Keith Crain is editor-in-chief of Automotive News.
Executives routinely say that being No. 1 in sales doesn't really matter. Don't believe them.
There seems to be some cooking the books in the American market because of the quiet war -- or, to be polite, competition -- for sales leadership in the luxury market.
It's ridiculous. Brands such as Mercedes-Benz and BMW, the two biggest adversaries, have such wide model ranges -- from less expensive models to the highest-priced vehicles -- that it seems silly to call them luxury brands.
But if they want to be No. 1, they shouldn't worry that there will be an asterisk by their sales numbers. This isn't like the end of 1998, when Cadillac fudged its sales by thousands of cars to retain the luxury sales title. That probably cost Cadillac General Manager John Smith a lot of bonus money and a couple of promotions, although he stayed at GM until retiring in 2010.
All I ask is that companies admit what they are doing and let the chips fall where they may.

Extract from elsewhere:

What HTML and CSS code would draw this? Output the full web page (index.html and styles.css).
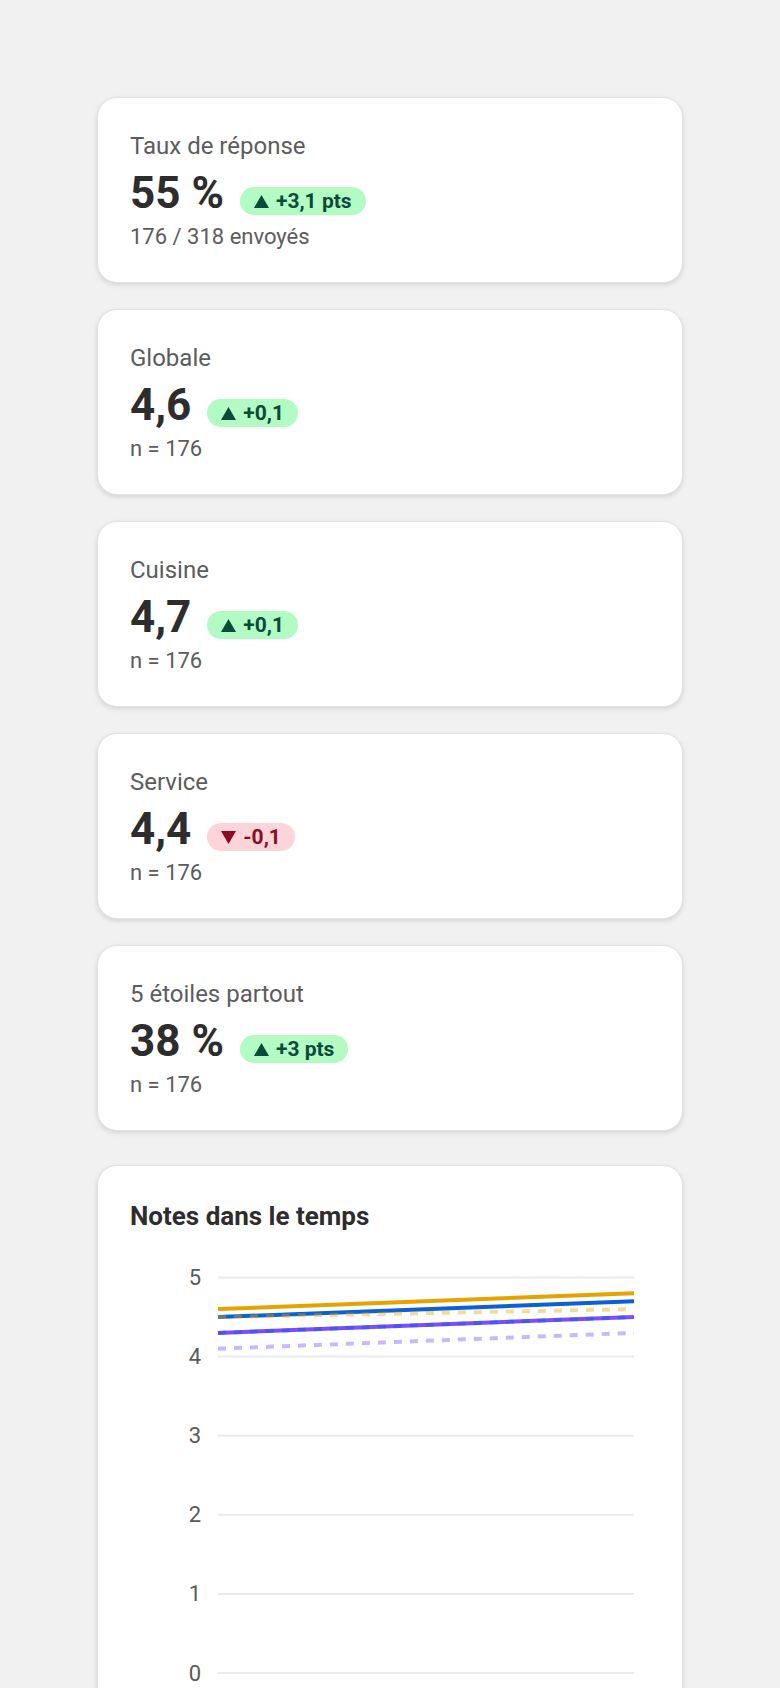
FILE: index.html
```html
<!DOCTYPE html>
<html lang="fr">

<head>
  <meta charset="UTF-8"/>
  <meta name="viewport" content="width=device-width, initial-scale=1.0"/>
  <title>Satisfaction clients</title>
  <link rel="stylesheet" href="styles.css">
</head>

<body>
<main class="page">
  <section class="stat-card">
    <p class="stat-label">Taux de réponse</p>
    <div class="stat-row">
      <span class="stat-value">55 %</span>
      <span class="delta delta--up">
        <svg class="delta-arrow" viewBox="0 0 15 13"><path d="M7.5 0 L15 13 L0 13 Z"/></svg>+3,1 pts
      </span>
    </div>
    <p class="stat-sub">176 / 318 envoyés</p>
  </section>

  <section class="stat-card">
    <p class="stat-label">Globale</p>
    <div class="stat-row">
      <span class="stat-value">4,6</span>
      <span class="delta delta--up">
        <svg class="delta-arrow" viewBox="0 0 15 13"><path d="M7.5 0 L15 13 L0 13 Z"/></svg>+0,1
      </span>
    </div>
    <p class="stat-sub">n = 176</p>
  </section>

  <section class="stat-card">
    <p class="stat-label">Cuisine</p>
    <div class="stat-row">
      <span class="stat-value">4,7</span>
      <span class="delta delta--up">
        <svg class="delta-arrow" viewBox="0 0 15 13"><path d="M7.5 0 L15 13 L0 13 Z"/></svg>+0,1
      </span>
    </div>
    <p class="stat-sub">n = 176</p>
  </section>

  <section class="stat-card">
    <p class="stat-label">Service</p>
    <div class="stat-row">
      <span class="stat-value">4,4</span>
      <span class="delta delta--down">
        <svg class="delta-arrow" viewBox="0 0 15 13"><path d="M0 0 L15 0 L7.5 13 Z"/></svg>-0,1
      </span>
    </div>
    <p class="stat-sub">n = 176</p>
  </section>

  <section class="stat-card">
    <p class="stat-label">5 étoiles partout</p>
    <div class="stat-row">
      <span class="stat-value">38 %</span>
      <span class="delta delta--up">
        <svg class="delta-arrow" viewBox="0 0 15 13"><path d="M7.5 0 L15 13 L0 13 Z"/></svg>+3 pts
      </span>
    </div>
    <p class="stat-sub">n = 176</p>
  </section>

  <section class="chart-card">
    <h2 class="chart-title">Notes dans le temps</h2>
    <svg class="chart" width="520" height="460" viewBox="0 0 520 460">
      <g class="grid">
        <line x1="88" x2="504" y1="27.5" y2="27.5"/>
        <line x1="88" x2="504" y1="106.6" y2="106.6"/>
        <line x1="88" x2="504" y1="185.7" y2="185.7"/>
        <line x1="88" x2="504" y1="264.8" y2="264.8"/>
        <line x1="88" x2="504" y1="343.9" y2="343.9"/>
        <line x1="88" x2="504" y1="423" y2="423"/>
      </g>
      <g class="axis">
        <text x="71" y="27.5">5</text>
        <text x="71" y="106.6">4</text>
        <text x="71" y="185.7">3</text>
        <text x="71" y="264.8">2</text>
        <text x="71" y="343.9">1</text>
        <text x="71" y="423">0</text>
      </g>
      <!-- année en cours -->
      <line class="serie serie--cuisine" x1="88" x2="504" y1="59.1" y2="43.3"/>
      <line class="serie serie--globale" x1="88" x2="504" y1="67.05" y2="51.2"/>
      <line class="serie serie--service" x1="88" x2="504" y1="82.9" y2="67.05"/>
      <!-- année précédente -->
      <line class="serie serie--cuisine serie--prev" x1="88" x2="504" y1="67.05" y2="59.1"/>
      <line class="serie serie--globale serie--prev" x1="88" x2="504" y1="82.9" y2="67.05"/>
      <line class="serie serie--service serie--prev" x1="88" x2="504" y1="98.7" y2="82.9"/>
    </svg>
  </section>
</main>
</body>

</html>
```

FILE: styles.css
```css
body {
  margin: 0;
  background: #f1f1f1;
  font-family: Roboto, 'Liberation Sans', sans-serif;
  color: #2d2d2d;
}

.page {
  width: 586px;
  margin: 0 auto;
  padding: 97px 0 40px;
  display: flex;
  flex-direction: column;
  gap: 26px;
}

.stat-card,
.chart-card {
  background: white;
  border: 1px solid #e2e2e2;
  border-radius: 20px;
  box-shadow: 0 2px 5px rgba(0, 0, 0, 0.12);
}

.stat-card {
  padding: 32px 32px 30px;
}

.stat-label {
  margin: 0;
  font-size: 24px;
  line-height: 32px;
  color: #5c5c5c;
}

.stat-row {
  display: flex;
  align-items: baseline;
  gap: 16px;
  margin-top: 5px;
}

.stat-value {
  font-size: 44px;
  line-height: 52px;
  font-weight: 700;
  color: #2d2d2d;
}

.delta {
  display: inline-flex;
  align-items: baseline;
  padding: 2px 14px;
  border-radius: 999px;
  font-size: 21px;
  line-height: 24px;
  font-weight: 700;
}

.delta-arrow {
  width: 15px;
  height: 13px;
  margin-right: 7px;
  fill: currentColor;
}

.delta--up {
  background: #b2fbc2;
  color: #0a4a3a;
}

.delta--down {
  background: #fdd4d8;
  color: #8c0b24;
}

.stat-sub {
  margin: 3px 0 0;
  font-size: 22px;
  line-height: 30px;
  color: #5c5c5c;
}

.chart-card {
  margin-top: 8px;
  padding: 32px 32px 40px;
}

.chart-title {
  margin: 0;
  font-size: 26px;
  line-height: 36px;
  font-weight: 700;
  color: #2d2d2d;
}

.chart {
  display: block;
  margin-top: 16px;
}

.grid line {
  stroke: #ebebeb;
  stroke-width: 2;
}

.axis text {
  font-family: Roboto, sans-serif;
  font-size: 22px;
  fill: #5a5a5a;
  text-anchor: end;
  dominant-baseline: central;
}

.serie {
  stroke-width: 4;
  fill: none;
}

.serie--cuisine {
  stroke: #e6a200;
}

.serie--globale {
  stroke: #0a60d6;
}

.serie--service {
  stroke: #7b4dff;
}

.serie--prev {
  stroke-opacity: 0.4;
  stroke-dasharray: 8 8;
}
```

If they want to sell new cars to dealers and get them registered immediately, as BMW did in late July, that's fine. But let the world know what the numbers really are. They'll still be counted.
Don't make up car sales. That might cost you your job whether you win or lose a sales crown.
As long as companies are transparent, everyone -- competitors and dealers -- can understand what is going on and react accordingly.
For decades, creative accounting tricks for inflating sales results have been used in Europe; it's nothing new in the retail car business. But it makes the U.S. retail business very messy, and unless there is transparency, it's just a matter of time until some state's attorney general gets involved. Then it could get very ugly.
Mercedes is at a disadvantage and must be extremely cautious because just about everything the company does is under scrutiny as a result of the 2010 settlement with the Justice Department and the Securities and Exchange Commission of complaints that improper payments were made to government officials in 22 countries to win contracts for Daimler vehicles.
BMW needs to practice transparency in the United States or risk the consequences.
Auto execs will tell you that being first doesn't really matter. Unless you finish second.